## Exercise objective:
Transcribe the material below exactly as it appears.

──────── Data section ────────

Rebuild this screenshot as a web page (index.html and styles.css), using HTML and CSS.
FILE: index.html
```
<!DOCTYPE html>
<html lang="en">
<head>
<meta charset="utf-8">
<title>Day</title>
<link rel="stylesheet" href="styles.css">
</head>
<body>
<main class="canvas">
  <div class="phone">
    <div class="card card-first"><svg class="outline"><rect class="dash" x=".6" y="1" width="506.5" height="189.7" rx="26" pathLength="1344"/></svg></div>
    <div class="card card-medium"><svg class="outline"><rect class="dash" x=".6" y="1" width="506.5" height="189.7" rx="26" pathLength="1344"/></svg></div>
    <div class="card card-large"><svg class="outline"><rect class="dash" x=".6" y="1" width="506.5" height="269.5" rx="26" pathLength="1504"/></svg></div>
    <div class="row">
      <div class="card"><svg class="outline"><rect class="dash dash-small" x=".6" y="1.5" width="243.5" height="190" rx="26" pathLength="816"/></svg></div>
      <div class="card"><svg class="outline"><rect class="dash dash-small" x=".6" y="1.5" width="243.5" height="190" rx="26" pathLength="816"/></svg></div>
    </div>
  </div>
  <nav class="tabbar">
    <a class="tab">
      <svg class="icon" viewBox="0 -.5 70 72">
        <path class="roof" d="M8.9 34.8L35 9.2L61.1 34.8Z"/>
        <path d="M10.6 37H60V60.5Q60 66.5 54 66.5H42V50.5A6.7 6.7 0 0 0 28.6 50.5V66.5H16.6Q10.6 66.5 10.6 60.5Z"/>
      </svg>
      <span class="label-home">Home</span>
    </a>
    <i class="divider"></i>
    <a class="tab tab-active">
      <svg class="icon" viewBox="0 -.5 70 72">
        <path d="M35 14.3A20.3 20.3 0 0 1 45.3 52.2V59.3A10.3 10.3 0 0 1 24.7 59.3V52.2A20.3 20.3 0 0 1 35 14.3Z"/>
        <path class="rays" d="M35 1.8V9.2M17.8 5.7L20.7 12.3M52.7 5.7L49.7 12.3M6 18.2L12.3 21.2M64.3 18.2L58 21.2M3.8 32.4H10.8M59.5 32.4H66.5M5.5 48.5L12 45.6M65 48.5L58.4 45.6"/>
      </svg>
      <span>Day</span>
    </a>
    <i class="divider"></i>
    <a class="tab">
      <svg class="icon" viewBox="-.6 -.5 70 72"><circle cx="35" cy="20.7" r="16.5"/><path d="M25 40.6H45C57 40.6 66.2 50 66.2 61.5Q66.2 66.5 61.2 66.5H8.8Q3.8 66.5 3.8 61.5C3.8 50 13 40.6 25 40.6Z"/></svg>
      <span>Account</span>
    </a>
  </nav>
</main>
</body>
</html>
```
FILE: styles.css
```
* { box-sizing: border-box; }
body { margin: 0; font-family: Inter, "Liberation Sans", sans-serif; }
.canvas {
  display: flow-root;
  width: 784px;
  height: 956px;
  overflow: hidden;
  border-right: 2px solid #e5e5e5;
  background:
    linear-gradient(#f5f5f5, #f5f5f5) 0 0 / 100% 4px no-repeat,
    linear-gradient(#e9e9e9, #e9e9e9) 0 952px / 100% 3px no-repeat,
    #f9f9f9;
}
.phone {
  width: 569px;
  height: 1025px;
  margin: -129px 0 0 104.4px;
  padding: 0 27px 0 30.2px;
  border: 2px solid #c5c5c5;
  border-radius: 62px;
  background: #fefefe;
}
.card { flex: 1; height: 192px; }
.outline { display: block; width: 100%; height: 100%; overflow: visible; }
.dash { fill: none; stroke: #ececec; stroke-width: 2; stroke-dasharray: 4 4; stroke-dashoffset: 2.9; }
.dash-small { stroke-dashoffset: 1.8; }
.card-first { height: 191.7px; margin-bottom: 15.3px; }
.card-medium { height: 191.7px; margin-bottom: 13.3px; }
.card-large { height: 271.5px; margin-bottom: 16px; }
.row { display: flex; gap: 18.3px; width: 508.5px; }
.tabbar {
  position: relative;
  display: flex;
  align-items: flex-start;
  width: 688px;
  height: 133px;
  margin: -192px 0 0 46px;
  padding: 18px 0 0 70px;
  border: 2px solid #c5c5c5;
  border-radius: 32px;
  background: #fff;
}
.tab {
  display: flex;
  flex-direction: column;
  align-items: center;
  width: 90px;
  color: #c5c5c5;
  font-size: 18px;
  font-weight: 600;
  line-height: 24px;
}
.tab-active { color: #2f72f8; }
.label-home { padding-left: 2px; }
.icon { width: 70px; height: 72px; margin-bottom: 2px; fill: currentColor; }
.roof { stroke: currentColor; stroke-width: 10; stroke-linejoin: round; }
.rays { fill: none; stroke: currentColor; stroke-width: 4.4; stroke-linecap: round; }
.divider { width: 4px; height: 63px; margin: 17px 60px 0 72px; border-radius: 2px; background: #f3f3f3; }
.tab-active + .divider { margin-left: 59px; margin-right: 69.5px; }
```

────────

## Exercise output:
Rebuild this screenshot as a web page (index.html and styles.css), using HTML and CSS.
FILE: index.html
```
<!DOCTYPE html>
<html lang="en">
<head>
<meta charset="utf-8">
<title>Day</title>
<link rel="stylesheet" href="styles.css">
</head>
<body>
<main class="canvas">
  <div class="phone">
    <div class="card card-first"><svg class="outline"><rect class="dash" x=".6" y="1" width="506.5" height="189.7" rx="26" pathLength="1344"/></svg></div>
    <div class="card card-medium"><svg class="outline"><rect class="dash" x=".6" y="1" width="506.5" height="189.7" rx="26" pathLength="1344"/></svg></div>
    <div class="card card-large"><svg class="outline"><rect class="dash" x=".6" y="1" width="506.5" height="269.5" rx="26" pathLength="1504"/></svg></div>
    <div class="row">
      <div class="card"><svg class="outline"><rect class="dash dash-small" x=".6" y="1.5" width="243.5" height="190" rx="26" pathLength="816"/></svg></div>
      <div class="card"><svg class="outline"><rect class="dash dash-small" x=".6" y="1.5" width="243.5" height="190" rx="26" pathLength="816"/></svg></div>
    </div>
  </div>
  <nav class="tabbar">
    <a class="tab">
      <svg class="icon" viewBox="0 -.5 70 72">
        <path class="roof" d="M8.9 34.8L35 9.2L61.1 34.8Z"/>
        <path d="M10.6 37H60V60.5Q60 66.5 54 66.5H42V50.5A6.7 6.7 0 0 0 28.6 50.5V66.5H16.6Q10.6 66.5 10.6 60.5Z"/>
      </svg>
      <span class="label-home">Home</span>
    </a>
    <i class="divider"></i>
    <a class="tab tab-active">
      <svg class="icon" viewBox="0 -.5 70 72">
        <path d="M35 14.3A20.3 20.3 0 0 1 45.3 52.2V59.3A10.3 10.3 0 0 1 24.7 59.3V52.2A20.3 20.3 0 0 1 35 14.3Z"/>
        <path class="rays" d="M35 1.8V9.2M17.8 5.7L20.7 12.3M52.7 5.7L49.7 12.3M6 18.2L12.3 21.2M64.3 18.2L58 21.2M3.8 32.4H10.8M59.5 32.4H66.5M5.5 48.5L12 45.6M65 48.5L58.4 45.6"/>
      </svg>
      <span>Day</span>
    </a>
    <i class="divider"></i>
    <a class="tab">
      <svg class="icon" viewBox="-.6 -.5 70 72"><circle cx="35" cy="20.7" r="16.5"/><path d="M25 40.6H45C57 40.6 66.2 50 66.2 61.5Q66.2 66.5 61.2 66.5H8.8Q3.8 66.5 3.8 61.5C3.8 50 13 40.6 25 40.6Z"/></svg>
      <span>Account</span>
    </a>
  </nav>
</main>
</body>
</html>
```
FILE: styles.css
```
* { box-sizing: border-box; }
body { margin: 0; font-family: Inter, "Liberation Sans", sans-serif; }
.canvas {
  display: flow-root;
  width: 784px;
  height: 956px;
  overflow: hidden;
  border-right: 2px solid #e5e5e5;
  background:
    linear-gradient(#f5f5f5, #f5f5f5) 0 0 / 100% 4px no-repeat,
    linear-gradient(#e9e9e9, #e9e9e9) 0 952px / 100% 3px no-repeat,
    #f9f9f9;
}
.phone {
  width: 569px;
  height: 1025px;
  margin: -129px 0 0 104.4px;
  padding: 0 27px 0 30.2px;
  border: 2px solid #c5c5c5;
  border-radius: 62px;
  background: #fefefe;
}
.card { flex: 1; height: 192px; }
.outline { display: block; width: 100%; height: 100%; overflow: visible; }
.dash { fill: none; stroke: #ececec; stroke-width: 2; stroke-dasharray: 4 4; stroke-dashoffset: 2.9; }
.dash-small { stroke-dashoffset: 1.8; }
.card-first { height: 191.7px; margin-bottom: 15.3px; }
.card-medium { height: 191.7px; margin-bottom: 13.3px; }
.card-large { height: 271.5px; margin-bottom: 16px; }
.row { display: flex; gap: 18.3px; width: 508.5px; }
.tabbar {
  position: relative;
  display: flex;
  align-items: flex-start;
  width: 688px;
  height: 133px;
  margin: -192px 0 0 46px;
  padding: 18px 0 0 70px;
  border: 2px solid #c5c5c5;
  border-radius: 32px;
  background: #fff;
}
.tab {
  display: flex;
  flex-direction: column;
  align-items: center;
  width: 90px;
  color: #c5c5c5;
  font-size: 18px;
  font-weight: 600;
  line-height: 24px;
}
.tab-active { color: #2f72f8; }
.label-home { padding-left: 2px; }
.icon { width: 70px; height: 72px; margin-bottom: 2px; fill: currentColor; }
.roof { stroke: currentColor; stroke-width: 10; stroke-linejoin: round; }
.rays { fill: none; stroke: currentColor; stroke-width: 4.4; stroke-linecap: round; }
.divider { width: 4px; height: 63px; margin: 17px 60px 0 72px; border-radius: 2px; background: #f3f3f3; }
.tab-active + .divider { margin-left: 59px; margin-right: 69.5px; }
```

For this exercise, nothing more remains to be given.